Fonctionnement technique
Rappel sur les marées
Le rythme semi-diurne (deux marées par jour) du phénomène des marées provient de la rotation de la Terre sur elle-même. L’alternance entre grandes marées et mortes eaux provient quant à lui des positions relatives de la Lune et du Soleil au cours du mois lunaire(1). La Lune, moins massive mais plus proche que le Soleil, produit l’effet le plus important sur les marées terrestres.
Tous ces mouvements astraux peuvent être calculés sur des milliers d’années, ce qui permet d’obtenir une prédiction des marées à très long terme en horaire et en amplitude.

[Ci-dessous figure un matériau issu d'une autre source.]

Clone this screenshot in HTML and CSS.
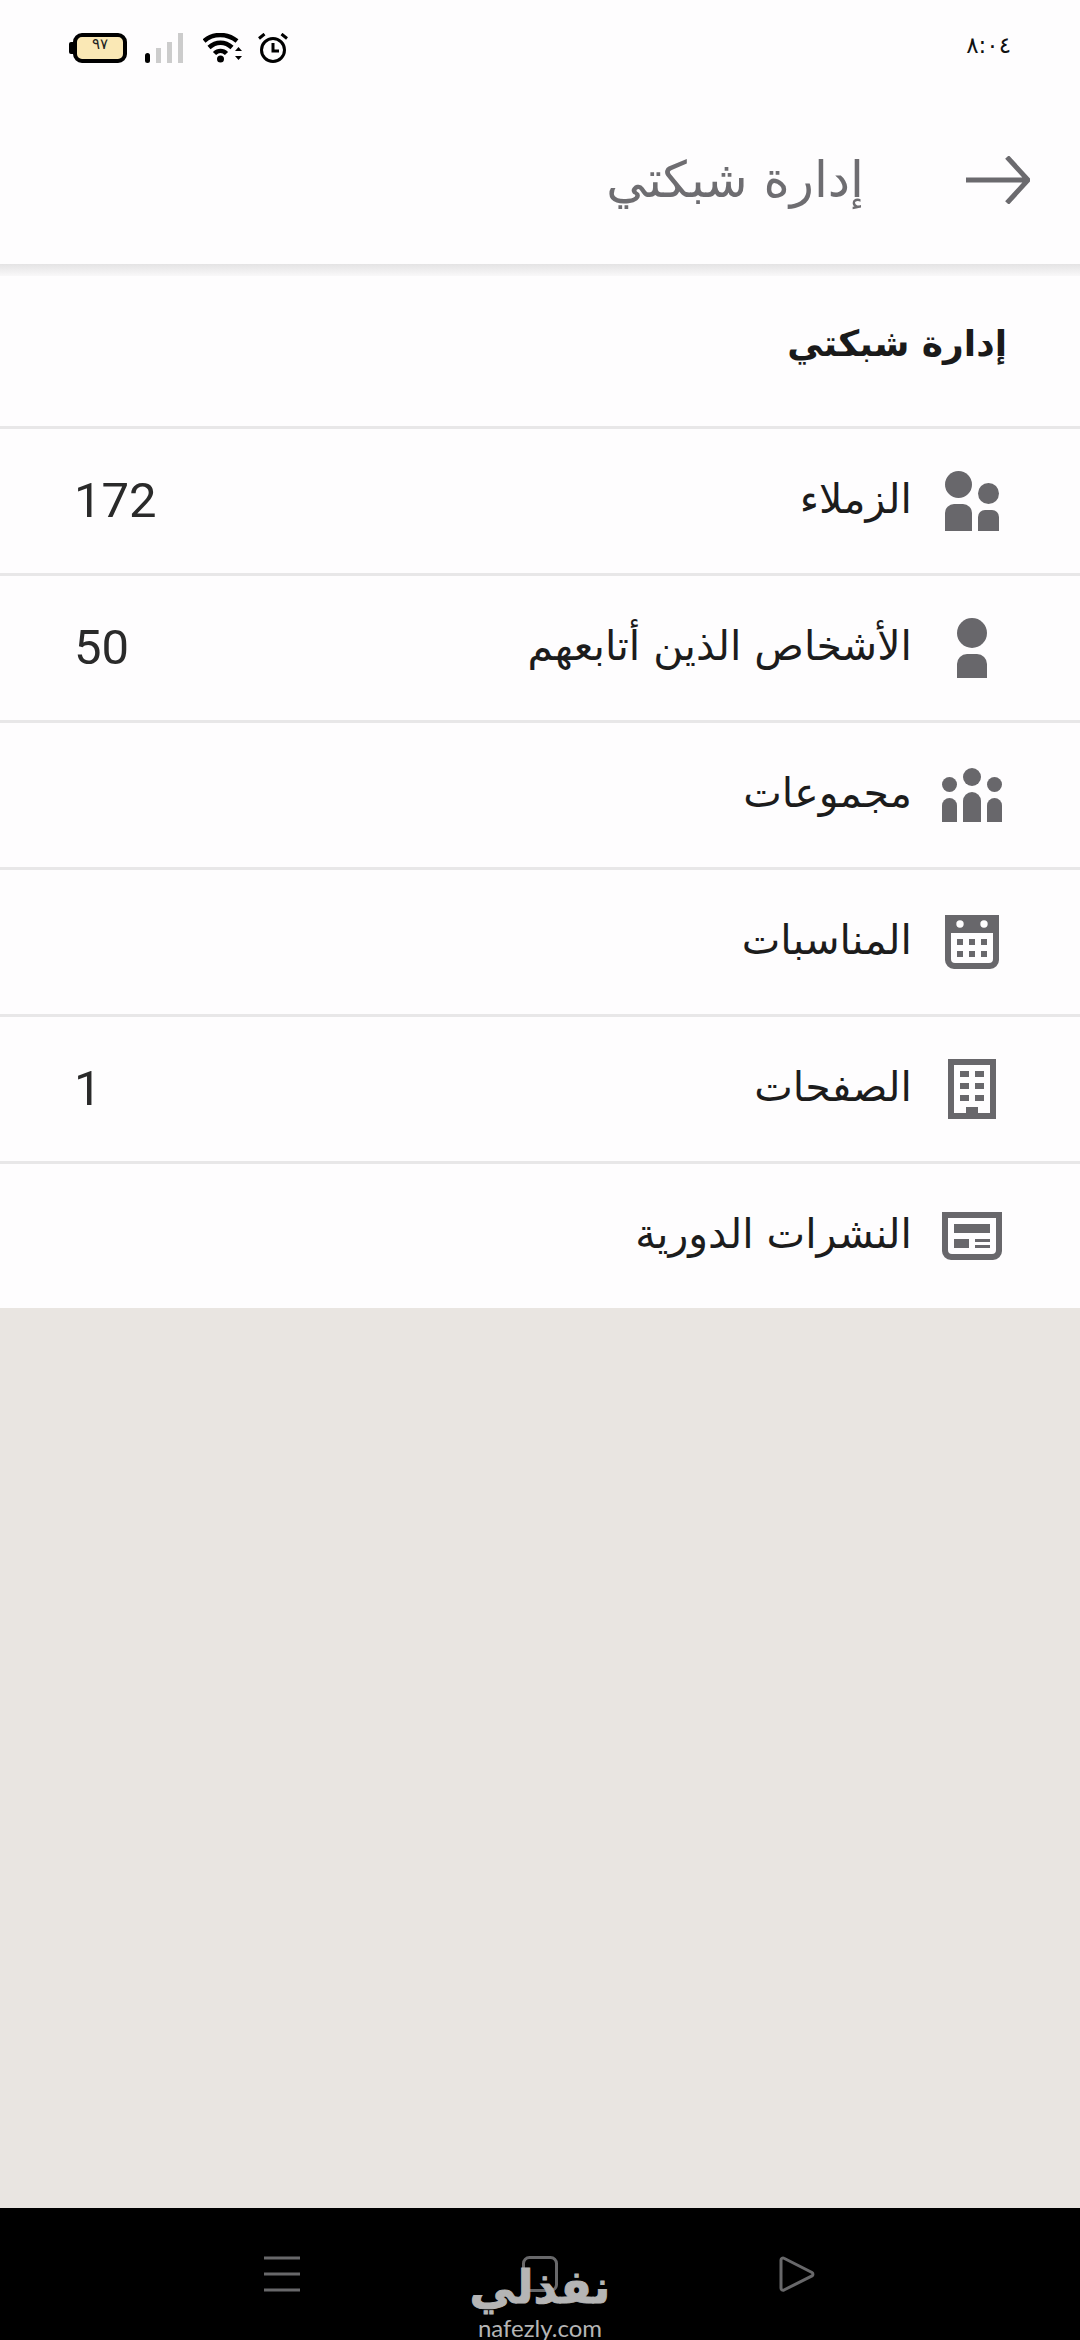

Principe de fonctionnement d’une usine marémotrice
Un bras de mer ou un estuaire en zone de fort marnage est équipé d’une infrastructure qui met en œuvre des turbines de basse chute actionnées par le flux d’eau de mer entre les deux bassins (situés à des niveaux différents).
Les conditions naturelles favorables à l’implantation de sites marémoteurs sont(2) :
- un marnage supérieur à 5 mètres, idéalement entre 10 et 15 mètres ;
- une profondeur de 10 à 25 mètres sous les basses mers ;
- un substrat rocheux (ou sablo-graveleux) pour fixer les fondations de l’infrastructure.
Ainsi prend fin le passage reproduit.